As his struggle over The Capeman became all-consuming, Paul swore that his recording and performing days were over. He’d already moved on; he had found deeper, more satisfying things to do with his life. Of course, he said that sort of thing a lot, going as far back as the days of Tom and Jerry, when he and Artie both told reporters that pop stardom was just a goof on their way to college and graduate school. Paul had repeated it multiple times during the height of the Simon and Garfunkel era (fiction writing was his first love, etc.), reaffirmed his pledge when he went solo in 1971, and again at the end of his tours in 1973, 1975, and 1980. He’d seemed committed to the idea when he was promoting his new Broadway career during the mid-90s. “I’m thinking of ‘The Capeman’ as a very big ending,” he said, going on to say that he was done making records, too. It sounded pretty definitive, even if he did end up carving himself just a bit of wiggle room (“That’s sort of my thinking at the moment…”). By the time the play closed in late March, he had decided that he was done with Broadway shows, too.
He was leaving, he was leaving. Best friend Lorne Michaels had stopped taking it seriously years earlier. “Since I met Paul, he’s been saying that he’s getting out of show business.” It was a tactic, a defensive mechanism, a way to say, I’m above all this anyway, so why should I care if you like what I do? He’d pretend to go, linger by the door for a while, then pop right back in with a big smile and a brand-new record, a brand-new tour, a brand-new Paul.
Paul stuck with his retirement vow for slightly more than a year. An offer to co-headline a concert tour with Bob Dylan, Paul’s perpetual influence, rival, friend, and enemy, in the summer of 1999 proved irresistible. The two musicians convened in New York for a few days to work through some ideas for duets. Dylan was hoping to do “The Only Living Boy in New York” and “The Boy in the Bubble,” and Paul talked about trying out “To Ramona” and “Forever Young.” Ads and posters for the tour, built around a painting of two locomotives thunder
ing down two parallel tracks, alluded to the separate paths the two singer-songwriters had followed through the world. The dream of the onstage collaboration was prettier than the real thing. Barnstorming arenas and amphitheaters, the two folk-rock icons took turns opening and closing the shows, with one end intricately prepared and exuberantly played and the other rough-edged and blazing. Critics noted that the artists’ mutual admiration didn’t necessarily equal onstage chemistry. As much as Dylan got into singing with Paul on “The Sound of Silence,” his inability to master the lyrics or sing the same combination of notes in the same way from night to night made their harmony something less than silky. Knowing all attempts at reining in his fellow bard would be pointless, Paul stood back and reveled in the moment. In the wake of a particularly shaggy go at “Helllooo darkness mah ol’ freee-yennnnnn / I come to talllk to yewwwwagai-yennn” near the end of the tour, Dylan leaned across the microphone and shouted into his fellow icon’s ear, “On a scale of one to ten how do I compare to Artie?”

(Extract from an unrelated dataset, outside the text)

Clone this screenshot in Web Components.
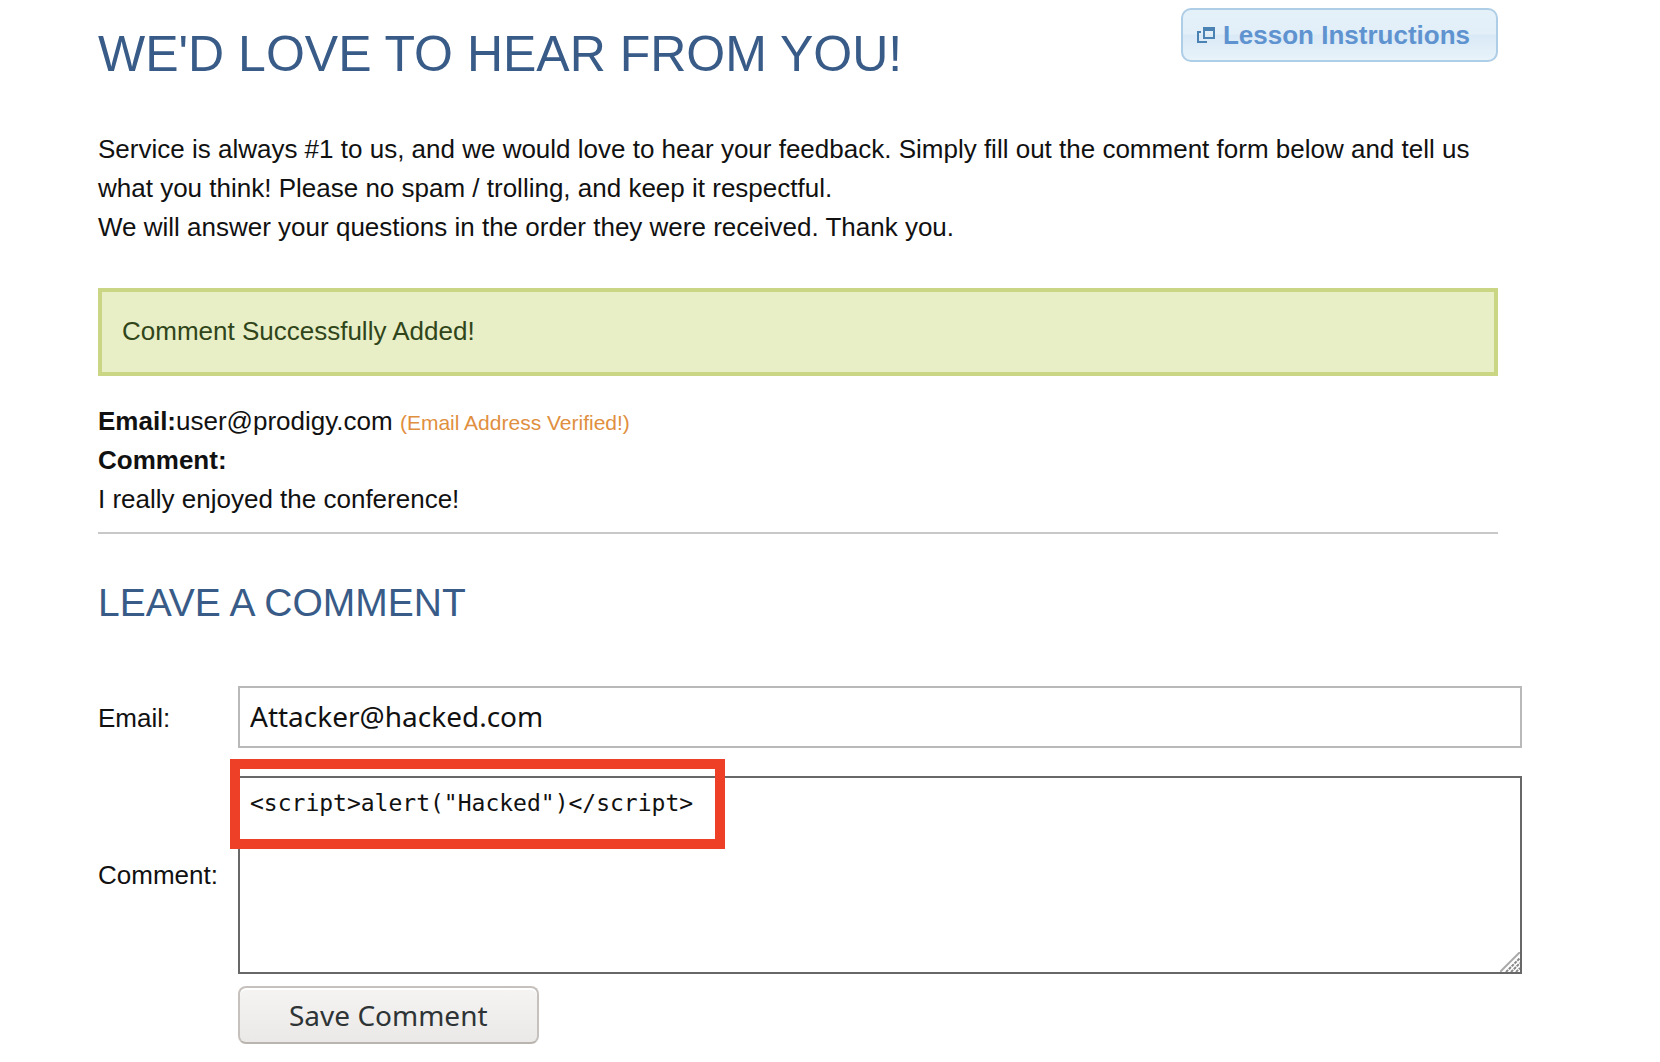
<!DOCTYPE html>
<html lang="en">
<head>
<meta charset="utf-8">
<title>We'd love to hear from you</title>
<style>
  body { margin: 0; background: #fff; color: #111; font: 26px/38px "Liberation Sans", Arial, sans-serif; }
</style>
</head>
<body>
<contact-page></contact-page>
<script>
const define = (name, html) => customElements.define(name, class extends HTMLElement {
  constructor() {
    super();
    const t = document.createElement('template');
    t.innerHTML = html;
    this.attachShadow({ mode: 'open' }).append(t.content.cloneNode(true));
  }
});

define('lesson-button', `
<style>
  :host { display: block; flex: none; }
  button { display: flex; align-items: center; gap: 8px; box-sizing: border-box; height: 54px; margin: 0;
    padding: 0 26px 0 14px; border: 2px solid #aecde6; border-radius: 10px; cursor: pointer;
    background: linear-gradient(#e4f1f9 0, #e2eff8 48%, #d9e9f6 50%, #deecf7 66%, #e8f3fa 100%);
    font: bold 26px/50px "Liberation Sans", Arial, sans-serif; color: #5f93d0; }
  svg { display: block; width: 18px; height: 16px; }
</style>
<button type="button">
  <svg viewBox="0 0 18 16" shape-rendering="crispEdges" aria-hidden="true" fill="#4a82b4">
    <path fill-rule="evenodd" d="M6 0H18V12H6ZM8 4V10H16V4Z"/>
    <path d="M0 4H4V6H2V14H10V16H0Z"/>
  </svg>
  <slot></slot>
</button>`);

define('page-header', `
<style>
  :host { display: flex; justify-content: space-between; align-items: flex-start; }
  h1 { margin: 16px 0 0; font-size: 50px; line-height: 60px; font-weight: 400; color: #385b88; }
</style>
<h1><slot></slot></h1>
<slot name="action"></slot>`);

define('success-notice', `
<style>
  :host { display: block; padding: 20px 20px 22px; border: 4px solid #cad684; background: #e8efc6; color: #30451a; }
</style>
<slot></slot>`);

define('comment-entry', `
<style>
  :host { display: block; padding-bottom: 13px; border-bottom: 2px solid #c8c8c8; line-height: 39px; }
  div { white-space: pre-wrap; }
  small { font-size: 21px; line-height: 20px; color: #e08f3f; }
</style>
<div><b>Email:</b><slot name="email"></slot> <small><slot name="status"></slot></small></div>
<div><b>Comment:</b></div>
<div><slot></slot></div>`);

define('comment-form', `
<style>
  :host { display: block; }
  h2 { margin: 0; font-size: 39px; line-height: 46px; font-weight: 400; color: #385b88; }
  form { display: grid; grid-template-columns: 140px 1fr; align-items: center; margin: 60px -24px 0 0; }
  label { padding-top: 2px; }
  label[for="comment"] { padding-top: 28px; }
  input, textarea { display: block; box-sizing: border-box; width: 100%; margin: 0; background: #fff; color: #111; border-radius: 0; outline: 0; }
  input { height: 62px; padding: 0 10px 2px; border: 2px solid #b9b9b9; font: 28px/40px "Noto Sans", sans-serif; }
  .area { position: relative; margin-top: 28px; }
  textarea { height: 198px; padding: 10px; border: 2px solid #686868; resize: none; font: 23px/30px "DejaVu Sans Mono", monospace; }
  .mark { position: absolute; left: -8px; top: -17px; width: 475px; height: 70px; border: 10px solid #ed4027; pointer-events: none; }
  .grip { position: absolute; right: 2px; bottom: 2px; width: 20px; height: 20px; pointer-events: none; }
  button { grid-column: 2; justify-self: start; height: 58px; margin: 12px 0 0; padding: 0 49px; border: 2px solid #c6c1bd; border-bottom-color: #bab4af; border-radius: 8px;
    background: linear-gradient(#f6f4f3, #eae9e8); box-shadow: inset 0 2px #fff; color: #2e3436; font: 28px/50px "Noto Sans", sans-serif; }
</style>
<h2>LEAVE A COMMENT</h2>
<form>
  <label for="email">Email:</label>
  <input id="email" type="text" value="Attacker@hacked.com">
  <label for="comment">Comment:</label>
  <div class="area">
    <textarea id="comment" spellcheck="false">&lt;script&gt;alert("Hacked")&lt;/script&gt;</textarea>
    <svg class="grip" viewBox="0 0 20 20" aria-hidden="true" fill="none" stroke-width="2">
      <path stroke="#aaa" d="M0 20L20 0"/>
      <path stroke="#888" stroke-dasharray="3 1" d="M6 20L20 6M11 20L20 11M16 20L20 16"/>
    </svg>
    <div class="mark"></div>
  </div>
  <button type="button">Save Comment</button>
</form>`);

define('contact-page', `
<style>
  :host { display: block; padding: 8px 162px 16px 98px; }
  p { margin: 46px 0 0; line-height: 39px; }
  success-notice { margin-top: 41px; }
  comment-entry { margin-top: 26px; }
  comment-form { margin-top: 46px; }
</style>
<page-header>WE'D LOVE TO HEAR FROM YOU!<lesson-button slot="action">Lesson Instructions</lesson-button></page-header>
<p>Service is always #1 to us, and we would love to hear your feedback. Simply fill out the comment form below and tell us what you think! Please no spam / trolling, and keep it respectful.<br>We will answer your questions in the order they were received. Thank you.</p>
<success-notice>Comment Successfully Added!</success-notice>
<comment-entry><span slot="email">user@prodigy.com</span><span slot="status">(Email Address Verified!)</span>I really enjoyed the conference!</comment-entry>
<comment-form></comment-form>`);
</script>
</body>
</html>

Paul was so convulsed with laughter that it was a wonder he didn’t fall down.
A similar tour with Brian Wilson in 2001 dispensed with the duets, even though Paul’s beautifully deconstructed guitar-and-voice cover of “Surfer Girl” had been one of the high points of a Wilson tribute at Radio City Music Hall a few months earlier. Wilson and his band opened the shows with ninety minutes of his greatest songs (from “Surfin’ USA” to “Good Vibrations” to “Love and Mercy”), one finely cut gem after another. Then Paul would come with his band and “The Sound of Silence,” “Kodachrome,” and “You Can Call Me Al,” and the party would get even wilder. Fifteen years later the Graceland songs had ascended into the pantheon of pop music, the sounds hard-wired into the synaptic receptors for joy and comfort.